### Records provided

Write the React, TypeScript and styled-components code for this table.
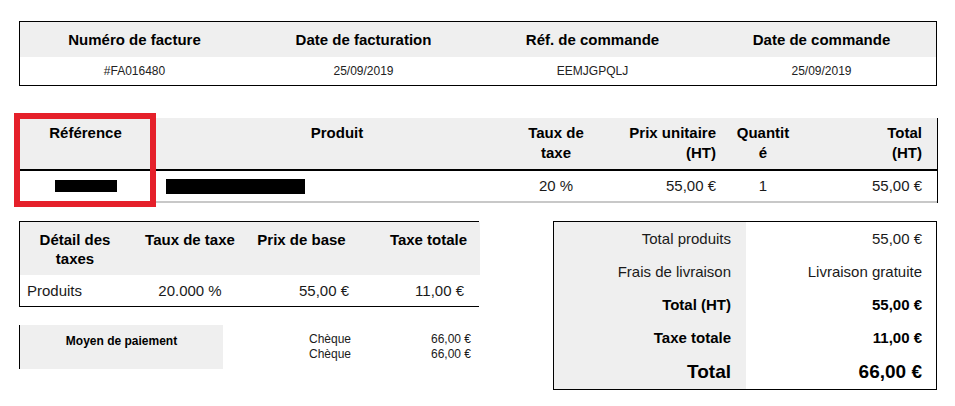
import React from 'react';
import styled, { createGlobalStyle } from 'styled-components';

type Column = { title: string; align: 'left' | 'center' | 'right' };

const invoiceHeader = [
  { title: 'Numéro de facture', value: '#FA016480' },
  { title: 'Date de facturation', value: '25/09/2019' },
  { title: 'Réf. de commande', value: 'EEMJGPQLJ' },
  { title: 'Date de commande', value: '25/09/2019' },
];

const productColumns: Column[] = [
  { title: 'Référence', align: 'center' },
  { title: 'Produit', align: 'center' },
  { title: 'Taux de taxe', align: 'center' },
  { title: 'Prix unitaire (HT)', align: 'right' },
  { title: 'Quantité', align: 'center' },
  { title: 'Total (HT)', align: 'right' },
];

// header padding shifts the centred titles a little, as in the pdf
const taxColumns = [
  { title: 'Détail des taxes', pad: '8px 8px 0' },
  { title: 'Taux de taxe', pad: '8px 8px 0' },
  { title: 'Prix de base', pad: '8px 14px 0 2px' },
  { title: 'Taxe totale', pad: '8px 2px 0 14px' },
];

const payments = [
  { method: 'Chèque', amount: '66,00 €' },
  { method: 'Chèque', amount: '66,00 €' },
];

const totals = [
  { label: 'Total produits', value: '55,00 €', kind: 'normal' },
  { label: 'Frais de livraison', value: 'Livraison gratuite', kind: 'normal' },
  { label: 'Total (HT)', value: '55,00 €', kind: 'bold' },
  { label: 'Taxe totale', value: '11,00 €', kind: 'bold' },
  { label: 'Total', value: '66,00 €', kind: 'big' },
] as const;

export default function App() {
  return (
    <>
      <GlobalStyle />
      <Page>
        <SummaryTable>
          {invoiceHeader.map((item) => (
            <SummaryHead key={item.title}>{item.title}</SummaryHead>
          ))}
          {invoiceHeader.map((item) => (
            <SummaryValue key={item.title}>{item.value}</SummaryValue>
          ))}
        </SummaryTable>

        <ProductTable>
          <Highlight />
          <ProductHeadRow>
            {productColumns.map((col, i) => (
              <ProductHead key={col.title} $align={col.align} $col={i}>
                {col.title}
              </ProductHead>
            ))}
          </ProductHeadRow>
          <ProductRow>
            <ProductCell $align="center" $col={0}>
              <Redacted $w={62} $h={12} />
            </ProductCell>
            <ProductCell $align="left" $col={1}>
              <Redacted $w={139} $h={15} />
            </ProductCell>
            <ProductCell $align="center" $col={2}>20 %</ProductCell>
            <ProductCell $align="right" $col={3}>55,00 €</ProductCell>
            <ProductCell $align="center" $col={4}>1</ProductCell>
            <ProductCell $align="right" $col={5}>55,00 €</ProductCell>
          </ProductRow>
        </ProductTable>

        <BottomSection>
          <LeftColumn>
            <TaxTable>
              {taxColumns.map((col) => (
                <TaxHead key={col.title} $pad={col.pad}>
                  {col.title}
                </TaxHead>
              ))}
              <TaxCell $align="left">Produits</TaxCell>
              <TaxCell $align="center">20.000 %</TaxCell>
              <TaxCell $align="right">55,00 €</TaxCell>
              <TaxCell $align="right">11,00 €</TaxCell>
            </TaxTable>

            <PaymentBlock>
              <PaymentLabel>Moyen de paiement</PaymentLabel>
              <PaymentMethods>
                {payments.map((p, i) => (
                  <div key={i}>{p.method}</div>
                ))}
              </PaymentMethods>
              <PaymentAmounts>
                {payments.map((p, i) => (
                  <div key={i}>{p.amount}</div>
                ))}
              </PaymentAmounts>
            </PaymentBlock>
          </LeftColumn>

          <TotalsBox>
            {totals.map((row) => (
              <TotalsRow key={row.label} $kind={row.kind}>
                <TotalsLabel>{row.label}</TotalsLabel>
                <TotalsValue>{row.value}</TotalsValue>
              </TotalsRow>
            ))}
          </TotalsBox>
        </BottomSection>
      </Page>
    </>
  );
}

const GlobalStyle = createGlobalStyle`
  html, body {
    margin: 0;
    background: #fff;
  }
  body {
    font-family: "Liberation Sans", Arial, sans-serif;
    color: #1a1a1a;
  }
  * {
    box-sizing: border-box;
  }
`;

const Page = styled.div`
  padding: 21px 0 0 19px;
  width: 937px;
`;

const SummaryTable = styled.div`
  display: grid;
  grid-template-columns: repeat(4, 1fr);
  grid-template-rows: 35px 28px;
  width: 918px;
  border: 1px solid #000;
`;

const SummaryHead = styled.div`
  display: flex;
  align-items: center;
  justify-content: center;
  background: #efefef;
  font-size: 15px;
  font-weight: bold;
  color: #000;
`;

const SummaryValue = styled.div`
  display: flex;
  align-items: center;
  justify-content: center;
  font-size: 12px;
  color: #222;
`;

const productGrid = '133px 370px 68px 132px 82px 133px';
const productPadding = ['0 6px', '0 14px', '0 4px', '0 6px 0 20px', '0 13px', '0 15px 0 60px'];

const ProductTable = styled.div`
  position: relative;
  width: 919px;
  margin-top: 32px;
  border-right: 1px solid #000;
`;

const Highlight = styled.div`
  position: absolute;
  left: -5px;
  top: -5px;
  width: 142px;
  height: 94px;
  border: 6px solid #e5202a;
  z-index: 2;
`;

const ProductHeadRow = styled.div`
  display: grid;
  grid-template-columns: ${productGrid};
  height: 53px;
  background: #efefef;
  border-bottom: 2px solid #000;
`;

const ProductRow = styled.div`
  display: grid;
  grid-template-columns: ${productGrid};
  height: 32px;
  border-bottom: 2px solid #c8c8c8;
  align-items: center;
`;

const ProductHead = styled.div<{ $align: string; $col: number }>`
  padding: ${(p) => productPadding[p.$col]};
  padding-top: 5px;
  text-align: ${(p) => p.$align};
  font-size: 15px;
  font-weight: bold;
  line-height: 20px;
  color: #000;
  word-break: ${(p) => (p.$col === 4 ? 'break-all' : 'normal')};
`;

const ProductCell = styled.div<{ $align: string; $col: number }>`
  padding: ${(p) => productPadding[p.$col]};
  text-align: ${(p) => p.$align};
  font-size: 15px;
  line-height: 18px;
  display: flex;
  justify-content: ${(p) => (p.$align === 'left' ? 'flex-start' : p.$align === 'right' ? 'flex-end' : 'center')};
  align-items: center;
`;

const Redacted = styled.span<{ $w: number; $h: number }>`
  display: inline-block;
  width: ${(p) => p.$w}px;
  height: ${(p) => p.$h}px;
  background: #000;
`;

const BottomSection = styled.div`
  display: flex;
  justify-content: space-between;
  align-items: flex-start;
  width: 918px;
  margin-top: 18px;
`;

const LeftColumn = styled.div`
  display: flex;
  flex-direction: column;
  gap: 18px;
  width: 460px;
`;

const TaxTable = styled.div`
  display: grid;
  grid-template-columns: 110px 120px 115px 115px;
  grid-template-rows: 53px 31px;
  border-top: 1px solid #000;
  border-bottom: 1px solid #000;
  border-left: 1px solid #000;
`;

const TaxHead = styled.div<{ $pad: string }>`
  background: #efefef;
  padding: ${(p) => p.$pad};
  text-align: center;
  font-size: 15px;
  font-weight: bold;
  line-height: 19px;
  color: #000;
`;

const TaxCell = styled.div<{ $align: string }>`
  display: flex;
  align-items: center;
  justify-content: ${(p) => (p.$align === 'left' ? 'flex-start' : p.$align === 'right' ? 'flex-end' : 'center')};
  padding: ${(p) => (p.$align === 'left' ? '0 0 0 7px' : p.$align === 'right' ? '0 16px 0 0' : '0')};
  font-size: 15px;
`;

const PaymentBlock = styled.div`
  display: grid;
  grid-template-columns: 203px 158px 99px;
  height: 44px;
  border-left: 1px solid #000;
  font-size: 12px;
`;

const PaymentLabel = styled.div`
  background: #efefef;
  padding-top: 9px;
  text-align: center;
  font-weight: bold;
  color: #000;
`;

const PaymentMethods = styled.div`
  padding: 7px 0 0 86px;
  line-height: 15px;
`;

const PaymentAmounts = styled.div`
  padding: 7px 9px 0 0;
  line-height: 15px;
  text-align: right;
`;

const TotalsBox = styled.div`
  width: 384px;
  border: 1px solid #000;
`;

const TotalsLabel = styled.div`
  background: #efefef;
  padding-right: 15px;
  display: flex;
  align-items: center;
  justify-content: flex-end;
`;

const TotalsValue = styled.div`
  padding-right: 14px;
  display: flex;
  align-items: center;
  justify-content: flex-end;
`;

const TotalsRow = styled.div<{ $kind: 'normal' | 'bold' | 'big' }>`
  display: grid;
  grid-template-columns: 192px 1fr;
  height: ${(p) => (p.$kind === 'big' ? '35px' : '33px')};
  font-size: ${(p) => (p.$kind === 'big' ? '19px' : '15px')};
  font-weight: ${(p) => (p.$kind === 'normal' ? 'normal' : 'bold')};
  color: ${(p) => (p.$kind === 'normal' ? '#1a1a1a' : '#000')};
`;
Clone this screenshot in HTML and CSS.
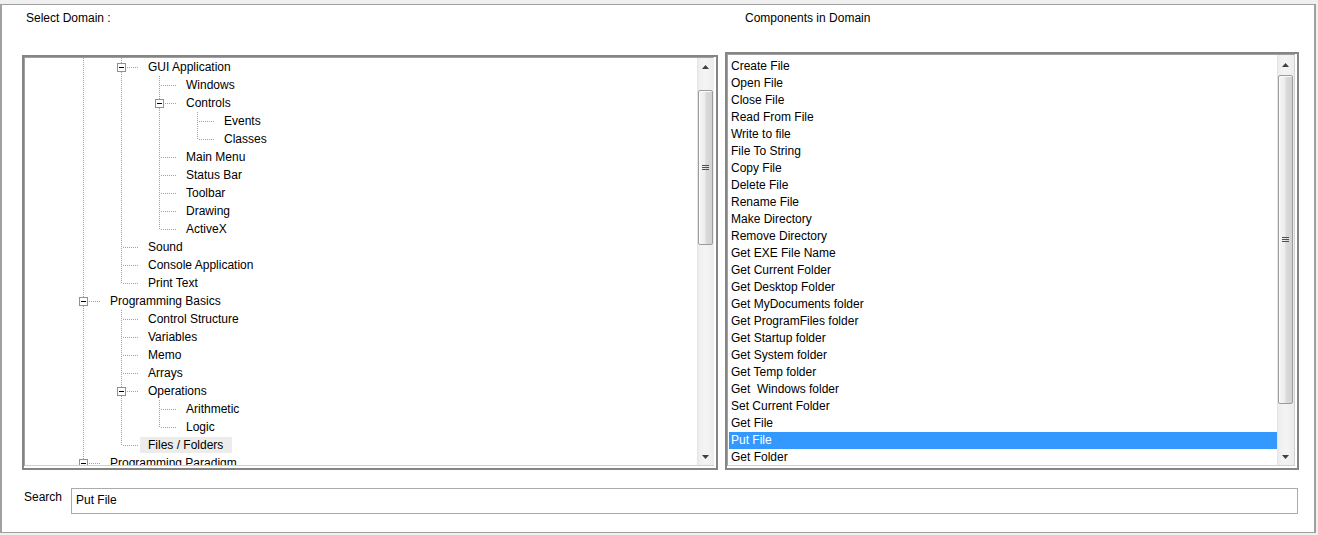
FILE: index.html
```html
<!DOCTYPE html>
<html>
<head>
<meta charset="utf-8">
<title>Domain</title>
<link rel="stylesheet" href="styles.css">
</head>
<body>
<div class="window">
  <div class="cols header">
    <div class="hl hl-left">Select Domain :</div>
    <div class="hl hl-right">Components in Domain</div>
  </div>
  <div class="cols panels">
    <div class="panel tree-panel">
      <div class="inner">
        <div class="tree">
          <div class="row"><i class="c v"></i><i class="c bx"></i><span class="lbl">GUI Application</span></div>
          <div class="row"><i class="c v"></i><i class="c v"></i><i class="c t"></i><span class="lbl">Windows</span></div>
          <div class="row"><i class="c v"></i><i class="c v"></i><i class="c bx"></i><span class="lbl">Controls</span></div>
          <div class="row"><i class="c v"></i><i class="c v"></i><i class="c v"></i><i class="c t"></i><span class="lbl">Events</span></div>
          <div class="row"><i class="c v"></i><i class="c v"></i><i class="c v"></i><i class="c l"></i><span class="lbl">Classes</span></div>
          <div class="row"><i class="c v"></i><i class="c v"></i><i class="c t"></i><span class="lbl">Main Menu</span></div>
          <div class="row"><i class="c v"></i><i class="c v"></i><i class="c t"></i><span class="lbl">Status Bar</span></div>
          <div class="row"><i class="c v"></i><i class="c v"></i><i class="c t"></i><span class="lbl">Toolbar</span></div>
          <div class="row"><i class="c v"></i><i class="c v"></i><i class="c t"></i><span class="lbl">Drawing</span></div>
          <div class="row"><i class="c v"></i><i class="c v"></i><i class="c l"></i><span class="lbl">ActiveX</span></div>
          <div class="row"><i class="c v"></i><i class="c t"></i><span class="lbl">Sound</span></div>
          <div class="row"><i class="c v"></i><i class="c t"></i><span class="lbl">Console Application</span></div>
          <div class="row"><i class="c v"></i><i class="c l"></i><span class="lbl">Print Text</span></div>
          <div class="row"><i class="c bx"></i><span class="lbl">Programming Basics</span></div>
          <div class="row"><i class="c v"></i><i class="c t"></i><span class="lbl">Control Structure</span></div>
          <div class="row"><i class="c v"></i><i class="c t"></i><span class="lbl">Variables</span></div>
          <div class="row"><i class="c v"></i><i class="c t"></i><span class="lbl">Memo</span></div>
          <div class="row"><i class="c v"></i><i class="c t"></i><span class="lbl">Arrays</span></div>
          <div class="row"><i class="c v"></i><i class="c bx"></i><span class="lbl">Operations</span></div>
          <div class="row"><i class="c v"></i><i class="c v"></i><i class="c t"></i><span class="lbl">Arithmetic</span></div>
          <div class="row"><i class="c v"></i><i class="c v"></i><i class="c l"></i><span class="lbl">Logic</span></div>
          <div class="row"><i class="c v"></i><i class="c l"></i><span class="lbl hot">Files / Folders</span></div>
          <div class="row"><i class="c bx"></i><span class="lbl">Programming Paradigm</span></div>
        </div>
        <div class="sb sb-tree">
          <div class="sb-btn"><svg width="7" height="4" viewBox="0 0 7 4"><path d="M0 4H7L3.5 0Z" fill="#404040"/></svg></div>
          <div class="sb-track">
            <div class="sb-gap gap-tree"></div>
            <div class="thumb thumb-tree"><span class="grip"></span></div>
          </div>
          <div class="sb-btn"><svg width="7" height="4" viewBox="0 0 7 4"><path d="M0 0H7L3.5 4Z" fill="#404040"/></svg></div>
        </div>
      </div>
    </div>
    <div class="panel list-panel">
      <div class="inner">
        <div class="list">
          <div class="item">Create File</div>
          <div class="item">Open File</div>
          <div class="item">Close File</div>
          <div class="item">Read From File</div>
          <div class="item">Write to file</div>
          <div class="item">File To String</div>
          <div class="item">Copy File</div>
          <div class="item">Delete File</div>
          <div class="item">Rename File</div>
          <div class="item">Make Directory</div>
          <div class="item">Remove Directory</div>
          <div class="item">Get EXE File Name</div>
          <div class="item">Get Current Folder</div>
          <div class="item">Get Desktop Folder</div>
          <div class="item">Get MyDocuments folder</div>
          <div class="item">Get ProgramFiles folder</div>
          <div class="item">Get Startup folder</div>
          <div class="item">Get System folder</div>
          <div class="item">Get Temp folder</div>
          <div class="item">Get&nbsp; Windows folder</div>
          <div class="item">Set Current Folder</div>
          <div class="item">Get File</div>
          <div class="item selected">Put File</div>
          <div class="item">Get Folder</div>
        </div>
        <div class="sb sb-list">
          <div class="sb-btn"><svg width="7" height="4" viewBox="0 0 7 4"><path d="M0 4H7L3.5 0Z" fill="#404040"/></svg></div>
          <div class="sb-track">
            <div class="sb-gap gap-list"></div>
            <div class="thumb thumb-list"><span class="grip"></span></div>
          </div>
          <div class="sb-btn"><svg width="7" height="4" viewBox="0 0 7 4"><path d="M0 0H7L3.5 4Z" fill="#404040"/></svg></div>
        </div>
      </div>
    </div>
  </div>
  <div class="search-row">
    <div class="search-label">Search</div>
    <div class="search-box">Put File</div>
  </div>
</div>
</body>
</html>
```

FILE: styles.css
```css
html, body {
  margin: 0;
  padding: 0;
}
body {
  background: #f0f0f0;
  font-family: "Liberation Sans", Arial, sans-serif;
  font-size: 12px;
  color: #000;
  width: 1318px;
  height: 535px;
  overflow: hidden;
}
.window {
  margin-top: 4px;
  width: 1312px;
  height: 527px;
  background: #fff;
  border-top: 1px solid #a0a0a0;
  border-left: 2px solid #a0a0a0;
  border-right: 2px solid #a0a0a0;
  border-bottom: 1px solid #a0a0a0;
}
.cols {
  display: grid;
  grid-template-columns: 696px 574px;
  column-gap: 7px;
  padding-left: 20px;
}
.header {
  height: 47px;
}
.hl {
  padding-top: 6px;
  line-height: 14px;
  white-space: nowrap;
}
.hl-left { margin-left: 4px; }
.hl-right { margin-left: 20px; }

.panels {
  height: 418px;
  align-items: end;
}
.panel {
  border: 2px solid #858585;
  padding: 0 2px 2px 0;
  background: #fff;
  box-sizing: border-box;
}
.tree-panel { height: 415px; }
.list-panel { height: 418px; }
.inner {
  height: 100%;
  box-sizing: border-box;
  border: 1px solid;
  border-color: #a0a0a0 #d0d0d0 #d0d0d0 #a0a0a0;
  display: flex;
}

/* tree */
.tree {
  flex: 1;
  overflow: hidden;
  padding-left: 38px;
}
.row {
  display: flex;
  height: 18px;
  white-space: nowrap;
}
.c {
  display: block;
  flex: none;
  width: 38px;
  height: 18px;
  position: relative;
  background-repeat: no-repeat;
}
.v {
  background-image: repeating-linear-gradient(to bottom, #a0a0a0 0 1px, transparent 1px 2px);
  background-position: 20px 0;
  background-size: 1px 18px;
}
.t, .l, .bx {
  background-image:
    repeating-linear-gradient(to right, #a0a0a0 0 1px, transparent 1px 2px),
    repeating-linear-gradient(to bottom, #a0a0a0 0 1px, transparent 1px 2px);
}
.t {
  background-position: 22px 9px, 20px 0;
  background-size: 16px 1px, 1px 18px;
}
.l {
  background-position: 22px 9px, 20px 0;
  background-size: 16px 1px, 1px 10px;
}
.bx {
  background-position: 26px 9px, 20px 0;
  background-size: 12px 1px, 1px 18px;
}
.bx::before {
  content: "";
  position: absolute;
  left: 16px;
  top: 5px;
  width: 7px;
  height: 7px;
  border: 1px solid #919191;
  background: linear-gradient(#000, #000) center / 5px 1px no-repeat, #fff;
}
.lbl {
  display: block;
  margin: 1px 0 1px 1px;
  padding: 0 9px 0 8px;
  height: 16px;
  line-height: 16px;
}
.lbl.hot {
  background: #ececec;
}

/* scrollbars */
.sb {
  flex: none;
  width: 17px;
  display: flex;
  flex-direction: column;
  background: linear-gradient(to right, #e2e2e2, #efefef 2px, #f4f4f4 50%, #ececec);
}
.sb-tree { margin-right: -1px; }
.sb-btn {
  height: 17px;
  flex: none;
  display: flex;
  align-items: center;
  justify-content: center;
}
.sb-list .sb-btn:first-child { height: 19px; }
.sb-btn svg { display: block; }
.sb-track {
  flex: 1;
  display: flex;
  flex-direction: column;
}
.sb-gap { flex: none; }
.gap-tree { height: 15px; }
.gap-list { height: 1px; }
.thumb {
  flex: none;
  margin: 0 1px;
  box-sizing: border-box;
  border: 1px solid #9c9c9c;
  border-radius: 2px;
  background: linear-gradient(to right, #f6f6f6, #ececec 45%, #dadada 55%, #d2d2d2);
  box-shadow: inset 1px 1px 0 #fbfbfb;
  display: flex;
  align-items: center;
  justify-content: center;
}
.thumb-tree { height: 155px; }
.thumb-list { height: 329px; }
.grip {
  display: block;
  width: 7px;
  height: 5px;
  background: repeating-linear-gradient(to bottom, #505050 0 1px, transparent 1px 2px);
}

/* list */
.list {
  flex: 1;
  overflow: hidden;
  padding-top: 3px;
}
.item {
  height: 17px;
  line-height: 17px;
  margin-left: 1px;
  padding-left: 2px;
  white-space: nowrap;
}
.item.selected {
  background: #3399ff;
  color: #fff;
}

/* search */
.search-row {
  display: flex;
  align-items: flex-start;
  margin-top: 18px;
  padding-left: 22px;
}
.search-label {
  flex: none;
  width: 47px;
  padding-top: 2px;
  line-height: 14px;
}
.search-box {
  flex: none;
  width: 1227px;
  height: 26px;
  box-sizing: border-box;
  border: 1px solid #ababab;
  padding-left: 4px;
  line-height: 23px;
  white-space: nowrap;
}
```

### Aim
Only the lines from the top of the records through the line with "string; align: 'left'" belong in the copy; write them out exactly, leaving out pictures.

### Solution to the exercise
Write the React, TypeScript and styled-components code for this table.
import React from 'react';
import styled, { createGlobalStyle } from 'styled-components';

type Column = { title: string; align: 'left' | 'center' | 'right' };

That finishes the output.